The FRL audio team’s psychoacoustics group led by Research Science Manager Philip Robinson also played a key role in the project. Postdoctoral Research Scientist Sebastià V. Amengual performed experiments to determine which aspects of the acoustic simulation were most important to simulate accurately. With a solid psychoacoustic foundation, the FRL audio team was able to do perceptual evaluation of new audio technologies to inform future development.
Computational challenges
The biggest obstacle to realistic simulation of acoustics is the computational complexity involved. There are a number of different existing simulation techniques based on numerical wave solvers or geometric algorithms, but none of them are efficient enough to run in real-time on current hardware. A fast multicore CPU or GPU would be required to make previous approaches run fast enough, and even then they would only be able to simulate a handful of sources at a time. Add in a game engine doing all kinds of graphics, physics, AI, and scripting at the same time, and you can see how difficult it is to get the necessary amount of resources.
The typical way to sidestep this problem is to do a long precomputation to simulate the acoustic responses for every pair of listener and source locations. At runtime, the response for each source can be interpolated from that data and used to filter the source’s audio. In practice, this adds up to a huge amount of data for non-trivial scenes. Another drawback is that, since all of the acoustic responses are precomputed, there cannot be any dynamic scene elements that change the sound. This means that shutting a door won’t stop you from hearing a sound source, and destructible or user-created environments are totally out of the question.
At FRL, our challenge was to develop an approach that was able to render high-quality audio for complex scenes while using as few compute and memory resources as possible. The bar was high — typical games may have hundreds of concurrent sound sources that need to be simulated, and the compute budget is extremely tight. Furthermore, the simulation needed to be dynamic so that it could enable the widest range of immersive audio experiences, unburdened by long precomputation times.
Sound innovations
To solve this challenge, Schissler spent almost a year perfecting the simulation engine. “I had to leverage every trick and optimization I could think of to build a system with the required capabilities,” he notes.

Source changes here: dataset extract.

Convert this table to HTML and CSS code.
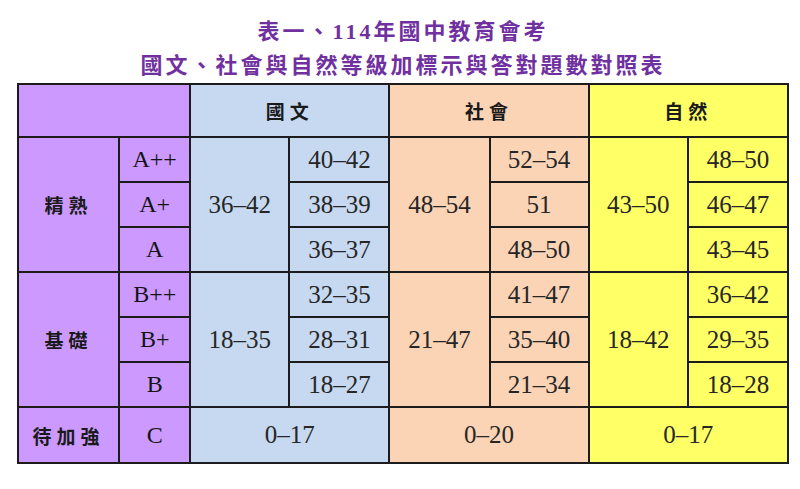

To efficiently compute the propagation of sound within a 3D environment, the researchers made use of an advanced ray tracing algorithm. Traditional acoustic ray tracing would require tracing many millions of rays per second, necessitating a large amount of computation. Optimizations developed by Schissler allowed the number of rays to be greatly reduced while maintaining high quality and enabling dynamic scene elements. The largest issue when using stochastic ray tracing is the presence of noise that can lead to audio artifacts. In order to deal with this, the researchers developed clever noise reduction algorithms to filter out the noise in the simulation results.
Another big problem came about when the number of sound sources in the scene grew large. In a naive implementation, the computation time would increase in proportion to the number of sources. One of the key developments that makes the new technology feasible is a perceptually driven, dynamic prioritization and source clustering system. By developing smart heuristics that are able to cluster unimportant or distant sources together, the researchers have been able to dramatically reduce the computation time in very complex scenes.
When you hear it
Using the innovations developed at FRL, the researchers were able to meet the initial goals of the project and deliver a working prototype to the Oculus Audio SDK team led by Spatial Audio Tech Lead Robert Heitkamp. At OC5, Audio Design Manager Tom Smurdon and Software Engineer Pete Stirling presented this system in action. During their talk, Smurdon, a veteran of the game audio industry, gave his opinion on the prototype: “You will know when you’re next to a wall without even seeing anything. You can feel everything — it’s amazing. I’m super enthused and happy about where they are at right now”.
“When you hear a realistic audio simulation for the first time in VR, it’s almost uncanny how much it enhances immersion,” adds Schissler. “Authentic audio rendering can even synergistically help make visuals seem better.”